The meeting participants approved the road map drafted with the involvement of representatives from financial institutions, public organisations and PWD associations. The document sets forth that in 2017 the Bank of Russia shall look into the current legislation to identify areas of excessive regulation in the financial sphere, which are having a negatively impact on the financial inclusion of PWDs and LMPs. Based on the findings of this exercise, discussions will be held to study the ways to adjust regulations and the advisability of expanding the Bank of Russia’s mandate in order to implement controls over the compliance with the respective legislation by financial institutions.

The road map also provides for the need to create a barrier-free environment for all categories of the population and for all sectors in the financial market while formulating requirements for core consumer protection standards and jointly preparing standards with self-regulatory organisations of the financial market.  Credit institutions, in turn, will be advised how to draft internal administrative rules, and job descriptions for the phased introduction of accessibility to facilities and services for PWDs and LMPs.

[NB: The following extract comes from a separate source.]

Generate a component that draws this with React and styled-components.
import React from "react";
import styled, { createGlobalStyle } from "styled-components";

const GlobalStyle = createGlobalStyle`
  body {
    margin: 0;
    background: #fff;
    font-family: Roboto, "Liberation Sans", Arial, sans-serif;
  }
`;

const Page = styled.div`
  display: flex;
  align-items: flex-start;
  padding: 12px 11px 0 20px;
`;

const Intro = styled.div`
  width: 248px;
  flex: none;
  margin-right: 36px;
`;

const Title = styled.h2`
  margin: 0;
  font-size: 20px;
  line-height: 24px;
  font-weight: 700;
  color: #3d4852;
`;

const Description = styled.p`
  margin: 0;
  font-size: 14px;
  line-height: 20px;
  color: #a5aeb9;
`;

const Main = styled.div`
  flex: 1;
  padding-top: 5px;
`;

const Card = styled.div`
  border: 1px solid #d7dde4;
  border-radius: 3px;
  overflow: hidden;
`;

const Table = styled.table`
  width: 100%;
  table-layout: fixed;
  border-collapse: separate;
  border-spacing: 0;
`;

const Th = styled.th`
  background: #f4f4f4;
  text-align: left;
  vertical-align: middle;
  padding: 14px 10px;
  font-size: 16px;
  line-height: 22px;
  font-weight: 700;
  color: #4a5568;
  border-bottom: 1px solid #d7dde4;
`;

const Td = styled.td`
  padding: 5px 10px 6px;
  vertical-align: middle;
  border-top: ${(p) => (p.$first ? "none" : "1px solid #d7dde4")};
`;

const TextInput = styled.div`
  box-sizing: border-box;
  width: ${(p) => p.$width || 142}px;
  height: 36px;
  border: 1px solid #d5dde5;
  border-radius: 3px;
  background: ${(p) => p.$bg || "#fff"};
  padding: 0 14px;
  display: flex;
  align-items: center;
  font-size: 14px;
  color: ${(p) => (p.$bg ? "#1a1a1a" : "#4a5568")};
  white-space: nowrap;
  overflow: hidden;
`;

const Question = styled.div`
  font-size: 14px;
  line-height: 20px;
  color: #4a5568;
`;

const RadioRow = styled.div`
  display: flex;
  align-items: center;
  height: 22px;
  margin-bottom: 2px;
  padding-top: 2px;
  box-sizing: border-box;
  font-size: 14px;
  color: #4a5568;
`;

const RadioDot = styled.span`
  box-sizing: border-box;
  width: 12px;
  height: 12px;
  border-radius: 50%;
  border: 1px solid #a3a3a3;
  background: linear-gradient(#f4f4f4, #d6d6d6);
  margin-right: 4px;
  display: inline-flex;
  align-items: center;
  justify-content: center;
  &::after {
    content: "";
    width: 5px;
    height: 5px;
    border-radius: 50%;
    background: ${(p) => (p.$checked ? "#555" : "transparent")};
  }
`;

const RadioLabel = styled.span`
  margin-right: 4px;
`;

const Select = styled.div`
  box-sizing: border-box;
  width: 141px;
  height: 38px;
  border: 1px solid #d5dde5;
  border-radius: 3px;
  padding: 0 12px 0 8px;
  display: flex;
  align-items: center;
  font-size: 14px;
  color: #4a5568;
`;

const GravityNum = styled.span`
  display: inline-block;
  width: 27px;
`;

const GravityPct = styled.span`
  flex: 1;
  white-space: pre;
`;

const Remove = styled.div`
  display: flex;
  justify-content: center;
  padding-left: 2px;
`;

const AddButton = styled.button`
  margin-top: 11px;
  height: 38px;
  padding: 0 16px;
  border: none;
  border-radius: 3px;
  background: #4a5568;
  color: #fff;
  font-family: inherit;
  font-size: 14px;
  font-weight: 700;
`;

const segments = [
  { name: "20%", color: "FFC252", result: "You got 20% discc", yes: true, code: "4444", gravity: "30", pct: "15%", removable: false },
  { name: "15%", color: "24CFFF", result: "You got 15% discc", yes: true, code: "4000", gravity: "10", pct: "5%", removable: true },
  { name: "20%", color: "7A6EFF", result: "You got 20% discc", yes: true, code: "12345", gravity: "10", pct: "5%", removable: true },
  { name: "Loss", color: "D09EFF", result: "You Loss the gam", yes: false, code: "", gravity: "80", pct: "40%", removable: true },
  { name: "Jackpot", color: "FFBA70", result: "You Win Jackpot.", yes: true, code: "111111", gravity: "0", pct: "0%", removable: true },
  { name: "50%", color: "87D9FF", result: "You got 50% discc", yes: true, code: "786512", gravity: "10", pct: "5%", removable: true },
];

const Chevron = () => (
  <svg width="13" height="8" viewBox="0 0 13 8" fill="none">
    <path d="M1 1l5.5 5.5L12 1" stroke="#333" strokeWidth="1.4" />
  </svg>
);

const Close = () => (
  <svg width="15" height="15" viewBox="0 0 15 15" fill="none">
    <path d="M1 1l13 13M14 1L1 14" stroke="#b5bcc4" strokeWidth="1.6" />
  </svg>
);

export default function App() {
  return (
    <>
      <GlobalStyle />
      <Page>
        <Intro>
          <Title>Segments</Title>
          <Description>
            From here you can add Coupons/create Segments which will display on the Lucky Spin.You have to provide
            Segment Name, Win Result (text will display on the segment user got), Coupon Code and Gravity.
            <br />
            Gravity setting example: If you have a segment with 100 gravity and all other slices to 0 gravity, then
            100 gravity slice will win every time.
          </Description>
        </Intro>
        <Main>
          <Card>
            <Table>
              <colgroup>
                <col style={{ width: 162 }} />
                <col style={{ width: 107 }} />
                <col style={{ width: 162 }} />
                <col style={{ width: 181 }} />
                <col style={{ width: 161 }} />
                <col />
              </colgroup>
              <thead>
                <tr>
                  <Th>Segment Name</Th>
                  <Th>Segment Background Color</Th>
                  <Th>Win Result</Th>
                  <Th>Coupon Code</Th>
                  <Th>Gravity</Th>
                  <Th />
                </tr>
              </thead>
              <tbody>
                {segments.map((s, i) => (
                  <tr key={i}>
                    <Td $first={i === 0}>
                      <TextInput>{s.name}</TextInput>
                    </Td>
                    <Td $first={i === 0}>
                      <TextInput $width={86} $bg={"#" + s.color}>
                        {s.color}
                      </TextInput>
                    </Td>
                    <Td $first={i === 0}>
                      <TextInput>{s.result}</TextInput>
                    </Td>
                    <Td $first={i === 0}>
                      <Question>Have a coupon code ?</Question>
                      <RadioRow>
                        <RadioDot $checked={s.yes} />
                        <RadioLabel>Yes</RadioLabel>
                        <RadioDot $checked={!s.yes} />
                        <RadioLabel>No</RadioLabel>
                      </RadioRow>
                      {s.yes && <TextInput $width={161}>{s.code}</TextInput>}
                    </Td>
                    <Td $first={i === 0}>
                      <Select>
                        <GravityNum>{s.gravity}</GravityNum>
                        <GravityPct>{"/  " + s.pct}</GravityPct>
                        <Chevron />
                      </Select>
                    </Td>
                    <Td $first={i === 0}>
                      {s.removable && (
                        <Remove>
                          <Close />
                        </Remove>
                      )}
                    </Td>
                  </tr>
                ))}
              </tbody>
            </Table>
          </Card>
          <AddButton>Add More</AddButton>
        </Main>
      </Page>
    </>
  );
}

The road map places particular emphasis on innovative solutions and IT projects designed to overcome existing barriers preventing the use of financial products and services by PWDs. For example, arrangements with NPCS have been reached to set up a pilot project to manufacture and introduce devices for various form factors using Mir payment system technologies, such as wristbands with in-built contactless microprocessors designed to effect payments for goods, works, and services. They may be used instead of conventional plastic card. These new facilities will offer a more convenient and safe method of payment to the blind and visually impaired, and to persons with upper limb movement disorders (or persons with absent upper limbs). In turn, credit institutions have been requested to develop applications providing remote access to financial services (online banking, mobile banking, and automatic services offered by call centres) in view of their potential use by PWDs.

Several road map measures are scheduled for 2018, including a detailed study of the legal implications of targeted lending for PWDs for the acquisition of rehabilitation equipment using a special electronic certificate. To do this, credit institutions may need access to the federal register of PWDs to confirm the existence of long-term, substantial disability. The Bank of Russia is carefully discussing these and several other issues with the Russian Ministry of Labour and Social Protection, which is to coordinate the road map prior to its final approval by the regulator.

As communicated by the head of the working group Mikhail Mamuta, head of the Service for Consumer Protection and Financial Inclusion, the Bank of Russia is going to elaborate several key performance indicators to assess the results of the planned efforts. “In this way, we will be able to monitor the effectiveness of the implementation of the road map and the advancement in financial inclusion for PWDs, and introduce adjustments, if need be”, he explained.